My own experience with this goes back a bit. I am one of the few people in the country who has helped to start two third parties that actually elected people. Forty-five years ago a small group of us began the DC Statehood Party in Washington which would hold office on the city council and/or school board for over two decades. At the time, the colony of DC was finally getting a non-voting delegate to Congress and soon would have its own elected mayor and council, albeit with limited powers.

It struck me at the time that, besides the righteousness of finally getting some home rule, this was an opportunity to add a political leg to the social movements that had dominated the previous decade of the Sixties. For us, it wasn’t a hard blend. After all more than a few members had been active the city’s successful anti-freeway battle and in the civil rights movement. Our leader, Julius Hobson, was probably the most underrated civil rights leader in the country.

Thus, I came to think of progressive politics as just another part of the progressive movement and a common community for those who were doing a lot of different good things. Even if we didn’t win elections, we still were together and had plenty to do.

This wasn’t the easiest idea for all to understand. On a number  of occasions I would ask progressive candidates a startling question: “So, what are you going to do when you lose?” My point was not to think of an election just by its results but as one more way to organize others into continuing activism. I learned, however, that many kept politics and organizing in separate boxes.

About twenty five years later I got invited to take part in forming an alliance of state Green parties that would soon morph into the National Green Party. Having practiced  Saul Alinsky’s approach to organizing  - based on specific issues rather than full common ideology – and having learned politics in several quite corrupt cities, I wasn’t sure I was good enough to be a Green. Further, I hadn’t listed my values to anybody; they had to figure them out for themselves.

But no one seemed too bothered and I eventually called myself a member of the Big Mac caucus of the Green Party – someone who supported the cause even if I didn’t always play the part. It was clearly my new family.

Today, sure, I’d like the Maine Greens to win more elections. But we live in a time when the odds – legal and financial – are stacked against us. For example, back in the 19th century the Populist Party made a lot of headway with fusion politics – running candidates on the tickets of a couple of parties. But it worked so well that the elite outlawed it in most states.

Nonetheless, it doesn’t mean you give up. If you look at the best of what makes Maine different from and better than a lot of places and ask yourself, where will you find people who exemplify this, one of the best places to start looking is the Maine Independent Green Party. 

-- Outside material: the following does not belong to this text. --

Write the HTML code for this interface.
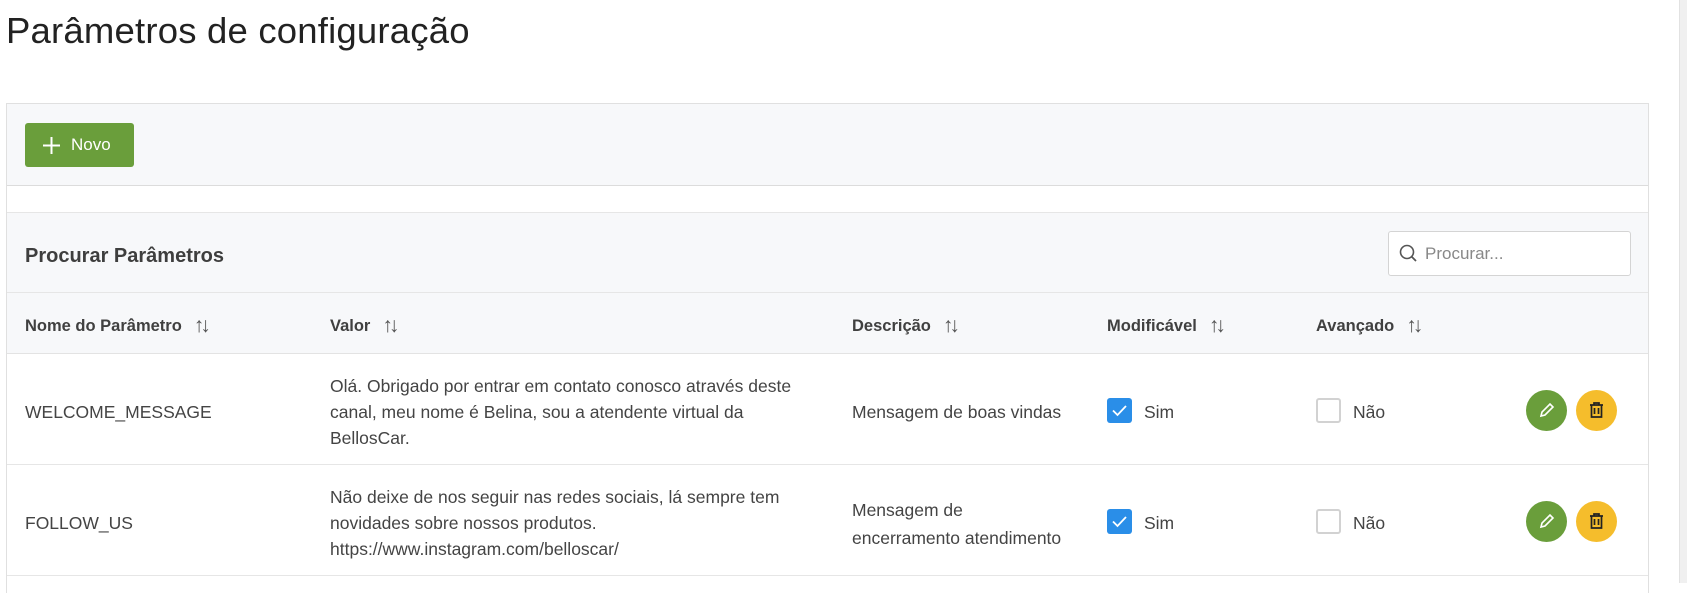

Check out their platform. And, if you live in my state, begin organizing around a good cause. Chances are you are going to get to know some Maine Greens you haven’t met before. 

Unfortunately, many Greens don’t fully appreciate the power of blending politics and activism.  We ran into the problem this summer when a number of party members launched a Greens for Sanders website, including the winner of last year’s Maine Green of the Year award.

A controversy ensued since the party was on its way to running Jill Stein for president on its ticket again. I have never liked the Greens running for the White House, preferring a much more bottom up approach, in part because our top candidate’s low vote count does nothing to build the image of the party.

A senior party member, Benjamin Meiklejohn addressed it this way:
“Statistically speaking, if you look at the numbers, between 80 and 97 percent of our own party’s members will not vote for the Green presidential candidate in the general election. When the party purists reprimand and attack other party members who are not loyal to the party’s presidential candidate, they are essentially turning off and turning away 80 to 97-percent of our own party…”
“While we always encouraged people to support the Green candidate, we also refrained from attacking the vast majority of our members who choose not to.”
This is an example of the sort of problems third parties face. Some are the result in part of applying the institutional principles of larger parties when, in fact, the Greens should do the best they can politically but always remember that their power comes in no small part from also being a community and a family – not of saints, but of sinners trying harder.

This is especially true in a time when much activism has been sadly atomized by factors such as competition in seeking funding and the isolated niches known as organizational websites that the Internet encourages.

it is important to have groups like the Greens who can bring those in various progressive groups together in a common direction. I think the Maine Greens have done better at this then even many of them realize.
I’d love for there to be more Greens in Maine and elsewhere. But to do this we have to put forward the notion that we are a home as well as a party – a political address for our souls whatever we may do on a particularly day.
For example, when I lived in DC I kept a bunch of election forms in my desk so if there was a Democratic Party primary in which I wanted to take part I could leave the Statehood Party for a few weeks and come right back. In Maine you can change your party 15 days in advance of an election and then you’re only stuck with it for three months. 

I have this dream that one day some labor unions or other constituencies will march down to a clerk’s office in large numbers to become Greens and scare the hell out of the Democrats. And I tell folks, vote the way you want but at least register Green. 

Meanwhile I’m going to continue to enjoy being around some of the most decent and best directed folks in the state, whether they support Jill Stein or Bernie Sanders, After all, the Greens are members of a community I’m real happy to belong to. How many Democrats or Republicans have anything close to that?